Challenges and opportunities faced by emerging market economies
The emerging market forum has held a series of meetings for discussing the impact of ongoing financial crisis on emerging market countries and in United States financial crises began in 2007.
The global financial crisis really started to show its effects in the middle of 2007 and into 2008. Around the world stock markets have fallen, large financial institutions have collapsed or been bought out, and governments in even the wealthiest nations have had to come up with rescue packages to bail out their financial systems. A global financial meltdown will affect the livelihoods of almost everyone in an increasingly inter-connected world.
Problems faced by emerging markets
The virtual freezing up of the interbank markets & notwithstanding liquidity injections by the major central banks could have significant implications for the flow of credit through banking system and bond markets.
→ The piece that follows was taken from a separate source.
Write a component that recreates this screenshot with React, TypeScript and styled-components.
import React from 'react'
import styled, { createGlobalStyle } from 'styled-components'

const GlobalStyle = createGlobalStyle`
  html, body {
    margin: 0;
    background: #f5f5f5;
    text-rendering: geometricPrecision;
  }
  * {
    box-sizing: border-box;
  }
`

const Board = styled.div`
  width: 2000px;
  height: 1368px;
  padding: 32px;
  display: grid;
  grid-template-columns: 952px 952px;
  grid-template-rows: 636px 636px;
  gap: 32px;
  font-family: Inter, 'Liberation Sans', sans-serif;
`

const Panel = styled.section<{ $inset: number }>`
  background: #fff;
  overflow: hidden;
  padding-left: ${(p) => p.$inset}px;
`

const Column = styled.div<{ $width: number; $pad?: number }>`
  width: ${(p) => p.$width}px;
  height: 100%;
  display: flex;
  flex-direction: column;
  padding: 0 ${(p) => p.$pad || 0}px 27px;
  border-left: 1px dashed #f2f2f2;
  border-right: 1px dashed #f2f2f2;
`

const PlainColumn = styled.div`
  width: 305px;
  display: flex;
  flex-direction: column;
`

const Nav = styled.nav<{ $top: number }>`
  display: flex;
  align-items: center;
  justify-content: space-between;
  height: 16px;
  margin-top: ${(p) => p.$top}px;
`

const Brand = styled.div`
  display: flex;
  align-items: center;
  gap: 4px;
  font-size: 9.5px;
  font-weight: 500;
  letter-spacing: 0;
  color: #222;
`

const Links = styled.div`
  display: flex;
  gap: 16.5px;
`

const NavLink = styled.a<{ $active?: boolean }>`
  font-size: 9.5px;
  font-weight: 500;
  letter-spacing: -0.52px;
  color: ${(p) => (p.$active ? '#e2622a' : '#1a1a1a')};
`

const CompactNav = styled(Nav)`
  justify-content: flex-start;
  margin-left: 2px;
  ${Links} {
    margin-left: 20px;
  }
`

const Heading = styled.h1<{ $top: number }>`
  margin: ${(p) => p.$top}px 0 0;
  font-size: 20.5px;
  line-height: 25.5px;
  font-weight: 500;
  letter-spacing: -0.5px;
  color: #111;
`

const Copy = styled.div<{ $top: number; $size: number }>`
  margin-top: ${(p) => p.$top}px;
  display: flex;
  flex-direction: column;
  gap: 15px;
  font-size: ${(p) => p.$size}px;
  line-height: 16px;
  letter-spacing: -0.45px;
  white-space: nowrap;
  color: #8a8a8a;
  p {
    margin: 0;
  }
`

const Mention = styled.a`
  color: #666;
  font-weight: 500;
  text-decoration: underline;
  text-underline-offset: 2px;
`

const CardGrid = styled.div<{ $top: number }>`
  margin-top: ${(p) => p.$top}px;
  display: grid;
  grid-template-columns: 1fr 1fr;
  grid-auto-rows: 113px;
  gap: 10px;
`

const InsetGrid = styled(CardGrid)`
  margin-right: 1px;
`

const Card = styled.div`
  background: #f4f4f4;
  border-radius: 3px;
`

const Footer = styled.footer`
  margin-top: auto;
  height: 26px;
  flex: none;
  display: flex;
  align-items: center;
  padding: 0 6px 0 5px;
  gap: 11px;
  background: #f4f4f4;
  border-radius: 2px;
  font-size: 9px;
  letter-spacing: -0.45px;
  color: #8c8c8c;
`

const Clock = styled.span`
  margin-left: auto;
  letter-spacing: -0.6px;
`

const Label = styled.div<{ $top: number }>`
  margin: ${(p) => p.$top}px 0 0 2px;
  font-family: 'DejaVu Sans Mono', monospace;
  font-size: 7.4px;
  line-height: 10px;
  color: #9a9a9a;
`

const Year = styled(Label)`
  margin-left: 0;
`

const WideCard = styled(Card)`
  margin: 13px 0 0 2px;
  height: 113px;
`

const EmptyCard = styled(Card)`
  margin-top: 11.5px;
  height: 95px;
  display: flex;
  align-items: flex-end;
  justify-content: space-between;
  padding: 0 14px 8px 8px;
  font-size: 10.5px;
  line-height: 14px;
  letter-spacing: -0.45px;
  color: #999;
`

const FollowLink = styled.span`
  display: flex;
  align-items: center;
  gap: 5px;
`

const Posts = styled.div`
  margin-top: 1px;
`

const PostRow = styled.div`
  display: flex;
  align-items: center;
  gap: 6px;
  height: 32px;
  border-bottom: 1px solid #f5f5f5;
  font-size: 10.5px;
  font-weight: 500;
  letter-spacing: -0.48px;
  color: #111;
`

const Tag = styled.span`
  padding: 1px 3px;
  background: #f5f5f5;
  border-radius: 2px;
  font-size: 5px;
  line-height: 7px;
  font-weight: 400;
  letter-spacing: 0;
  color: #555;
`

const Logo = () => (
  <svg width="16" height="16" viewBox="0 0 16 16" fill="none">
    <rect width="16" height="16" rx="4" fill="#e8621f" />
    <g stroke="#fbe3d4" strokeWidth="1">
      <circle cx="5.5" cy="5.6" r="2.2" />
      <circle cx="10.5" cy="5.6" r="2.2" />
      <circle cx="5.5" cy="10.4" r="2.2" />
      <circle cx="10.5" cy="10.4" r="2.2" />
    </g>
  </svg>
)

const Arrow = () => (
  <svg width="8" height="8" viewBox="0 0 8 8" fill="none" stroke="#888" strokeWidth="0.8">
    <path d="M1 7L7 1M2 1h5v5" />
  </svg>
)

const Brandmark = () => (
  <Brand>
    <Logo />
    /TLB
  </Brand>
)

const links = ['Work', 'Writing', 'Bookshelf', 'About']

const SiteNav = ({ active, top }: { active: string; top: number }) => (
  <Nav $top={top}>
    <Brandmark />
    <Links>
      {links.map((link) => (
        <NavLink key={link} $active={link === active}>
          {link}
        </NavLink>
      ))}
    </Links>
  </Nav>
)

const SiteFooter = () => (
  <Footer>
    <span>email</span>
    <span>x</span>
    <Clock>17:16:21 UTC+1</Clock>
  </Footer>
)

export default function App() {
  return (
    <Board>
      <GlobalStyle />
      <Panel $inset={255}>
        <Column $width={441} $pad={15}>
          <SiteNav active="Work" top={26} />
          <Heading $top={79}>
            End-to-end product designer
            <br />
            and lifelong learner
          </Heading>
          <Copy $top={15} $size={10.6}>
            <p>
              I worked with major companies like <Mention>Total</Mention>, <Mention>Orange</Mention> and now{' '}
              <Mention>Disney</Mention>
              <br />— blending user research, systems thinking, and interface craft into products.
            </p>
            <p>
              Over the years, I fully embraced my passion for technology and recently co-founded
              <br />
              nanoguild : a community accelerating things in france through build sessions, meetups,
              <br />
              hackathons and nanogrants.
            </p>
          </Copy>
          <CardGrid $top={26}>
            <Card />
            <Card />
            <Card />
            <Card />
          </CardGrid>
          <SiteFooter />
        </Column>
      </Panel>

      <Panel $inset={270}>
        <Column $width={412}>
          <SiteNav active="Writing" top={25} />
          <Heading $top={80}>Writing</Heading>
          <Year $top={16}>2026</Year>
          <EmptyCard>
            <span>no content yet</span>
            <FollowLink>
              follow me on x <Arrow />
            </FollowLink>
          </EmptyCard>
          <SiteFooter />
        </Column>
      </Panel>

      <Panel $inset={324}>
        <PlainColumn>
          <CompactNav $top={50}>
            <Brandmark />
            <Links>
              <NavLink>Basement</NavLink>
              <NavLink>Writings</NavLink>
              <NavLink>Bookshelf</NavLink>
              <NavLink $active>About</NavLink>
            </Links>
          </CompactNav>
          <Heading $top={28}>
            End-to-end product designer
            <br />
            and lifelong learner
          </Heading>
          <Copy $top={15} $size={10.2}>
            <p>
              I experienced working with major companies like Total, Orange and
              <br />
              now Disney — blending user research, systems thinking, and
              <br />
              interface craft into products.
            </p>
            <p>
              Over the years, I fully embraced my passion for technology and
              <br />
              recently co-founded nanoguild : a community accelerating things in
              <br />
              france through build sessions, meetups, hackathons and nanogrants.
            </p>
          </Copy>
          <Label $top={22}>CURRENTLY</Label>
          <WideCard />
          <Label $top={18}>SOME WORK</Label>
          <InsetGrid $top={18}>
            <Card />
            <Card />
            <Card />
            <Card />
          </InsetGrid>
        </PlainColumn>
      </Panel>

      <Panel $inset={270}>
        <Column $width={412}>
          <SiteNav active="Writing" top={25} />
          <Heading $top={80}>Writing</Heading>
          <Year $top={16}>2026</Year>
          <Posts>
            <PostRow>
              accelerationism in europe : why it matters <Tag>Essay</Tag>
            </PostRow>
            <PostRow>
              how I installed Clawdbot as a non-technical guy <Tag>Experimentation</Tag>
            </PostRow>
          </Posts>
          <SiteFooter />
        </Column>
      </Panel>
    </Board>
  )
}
There will also be political fallout that may affect financial and economic power relationship. And major financial institutions are facing unprecedented losses & where credit markets have been severely disrupted and impact of crises on real economy evident in the slowdown in United States and Europe. This effects present significant policy challenges but also opportunities for the emerging market economies. The policy challenges are further complicated by the volatility in food and commodity prices include crude oil etc.
Poverty
Concept of poverty by Anup shah
· Almost half the world — over 3 billion people — live on less than $2.50 a day.
· The GDP (Gross Domestic Product) of the 41 Heavily Indebted Poor Countries (567 million people) is less than the wealth of the world’s 7 richest people combined.
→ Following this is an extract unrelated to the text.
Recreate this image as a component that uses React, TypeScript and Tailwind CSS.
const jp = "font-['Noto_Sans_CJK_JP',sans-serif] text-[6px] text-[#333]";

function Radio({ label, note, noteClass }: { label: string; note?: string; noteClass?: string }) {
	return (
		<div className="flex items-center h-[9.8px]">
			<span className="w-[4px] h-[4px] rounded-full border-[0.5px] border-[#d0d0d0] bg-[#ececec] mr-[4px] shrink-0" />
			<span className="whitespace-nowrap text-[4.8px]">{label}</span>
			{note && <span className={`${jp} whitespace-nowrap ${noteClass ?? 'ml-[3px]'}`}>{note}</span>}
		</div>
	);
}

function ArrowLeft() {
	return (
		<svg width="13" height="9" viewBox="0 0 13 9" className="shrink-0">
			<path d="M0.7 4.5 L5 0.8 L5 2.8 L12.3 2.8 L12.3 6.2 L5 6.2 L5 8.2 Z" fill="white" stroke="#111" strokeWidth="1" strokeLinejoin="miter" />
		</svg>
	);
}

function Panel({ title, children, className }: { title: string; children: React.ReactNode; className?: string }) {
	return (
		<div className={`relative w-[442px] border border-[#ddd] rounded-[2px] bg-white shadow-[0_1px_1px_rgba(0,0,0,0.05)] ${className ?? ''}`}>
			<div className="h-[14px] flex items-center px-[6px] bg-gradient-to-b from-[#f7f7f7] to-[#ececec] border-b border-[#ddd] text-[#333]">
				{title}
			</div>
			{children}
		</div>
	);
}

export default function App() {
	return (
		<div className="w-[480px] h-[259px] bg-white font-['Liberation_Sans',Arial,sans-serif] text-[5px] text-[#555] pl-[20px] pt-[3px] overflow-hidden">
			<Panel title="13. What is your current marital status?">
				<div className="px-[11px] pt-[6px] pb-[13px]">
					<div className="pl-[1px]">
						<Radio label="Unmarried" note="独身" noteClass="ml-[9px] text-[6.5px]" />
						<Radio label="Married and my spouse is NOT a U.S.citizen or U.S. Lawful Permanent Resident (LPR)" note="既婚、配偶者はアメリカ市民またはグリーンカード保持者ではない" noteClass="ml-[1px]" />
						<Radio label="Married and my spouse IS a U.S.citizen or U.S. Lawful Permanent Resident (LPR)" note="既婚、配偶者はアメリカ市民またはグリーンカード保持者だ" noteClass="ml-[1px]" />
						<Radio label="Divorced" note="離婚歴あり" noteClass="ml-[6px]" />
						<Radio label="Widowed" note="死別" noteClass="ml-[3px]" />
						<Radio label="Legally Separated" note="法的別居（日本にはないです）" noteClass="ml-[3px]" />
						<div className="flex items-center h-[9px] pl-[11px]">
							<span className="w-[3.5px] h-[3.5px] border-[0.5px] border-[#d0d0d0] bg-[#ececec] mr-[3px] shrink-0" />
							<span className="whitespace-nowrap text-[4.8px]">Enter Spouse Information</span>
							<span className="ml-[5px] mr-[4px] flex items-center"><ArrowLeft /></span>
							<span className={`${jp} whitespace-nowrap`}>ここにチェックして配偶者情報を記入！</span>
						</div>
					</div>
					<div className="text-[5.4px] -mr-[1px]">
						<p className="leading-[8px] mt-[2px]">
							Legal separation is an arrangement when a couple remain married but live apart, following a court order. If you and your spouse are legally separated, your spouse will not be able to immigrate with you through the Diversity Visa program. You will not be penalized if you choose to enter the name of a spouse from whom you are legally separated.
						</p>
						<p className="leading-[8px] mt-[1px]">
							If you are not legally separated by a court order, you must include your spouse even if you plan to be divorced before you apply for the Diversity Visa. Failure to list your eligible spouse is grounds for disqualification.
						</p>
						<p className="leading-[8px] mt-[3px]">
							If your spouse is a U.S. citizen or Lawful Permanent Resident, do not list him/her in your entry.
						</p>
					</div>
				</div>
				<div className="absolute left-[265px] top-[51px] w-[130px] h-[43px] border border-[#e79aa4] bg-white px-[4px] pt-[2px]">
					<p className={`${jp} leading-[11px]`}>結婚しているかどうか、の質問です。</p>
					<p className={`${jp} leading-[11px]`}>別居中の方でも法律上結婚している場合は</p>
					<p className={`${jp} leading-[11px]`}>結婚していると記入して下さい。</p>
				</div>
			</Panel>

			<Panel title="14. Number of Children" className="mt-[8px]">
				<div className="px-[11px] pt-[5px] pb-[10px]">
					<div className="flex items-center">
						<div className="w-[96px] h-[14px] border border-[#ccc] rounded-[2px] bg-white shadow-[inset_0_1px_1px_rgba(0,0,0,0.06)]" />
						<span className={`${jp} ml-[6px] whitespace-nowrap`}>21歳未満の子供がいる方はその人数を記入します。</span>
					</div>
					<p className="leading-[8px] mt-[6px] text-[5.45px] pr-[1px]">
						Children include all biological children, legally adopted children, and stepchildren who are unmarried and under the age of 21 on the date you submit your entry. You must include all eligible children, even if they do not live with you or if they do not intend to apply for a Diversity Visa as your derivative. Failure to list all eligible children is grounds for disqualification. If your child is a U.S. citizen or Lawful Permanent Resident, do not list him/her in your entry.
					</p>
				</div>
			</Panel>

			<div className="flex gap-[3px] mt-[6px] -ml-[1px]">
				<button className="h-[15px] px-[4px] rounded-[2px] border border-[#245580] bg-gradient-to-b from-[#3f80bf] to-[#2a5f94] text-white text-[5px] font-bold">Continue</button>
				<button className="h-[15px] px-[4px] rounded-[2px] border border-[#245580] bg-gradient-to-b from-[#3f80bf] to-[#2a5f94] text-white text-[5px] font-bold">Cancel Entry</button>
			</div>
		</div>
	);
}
· Nearly a billion people entered the 21st century unable to read a book or sign their names.
· Less than one per cent of what the world spent every year on weapons was needed to put every child into school by the year 2000 and yet it didn’t happen.
· 1 billion children live in poverty (1 in 2 children in the world). 640 million live without adequate shelter, 400 million have no access to safe water, 270 million have no access to health services. 10.6 million died in 2003 before they reached the age of 5 (or roughly 29,000 children per day).
Conclusion
Though emerging countries face problems in proper development but these countries always aims to develop itself from all perspectives in the coming future .We believe one day our country is among the developed ones. As we see above there are many ups and downs in every field by emerging countries but simultaneously these economies focus to achieve their desired targets. Russia, china and India are the top emerging countries keep on constantly improving towards their development.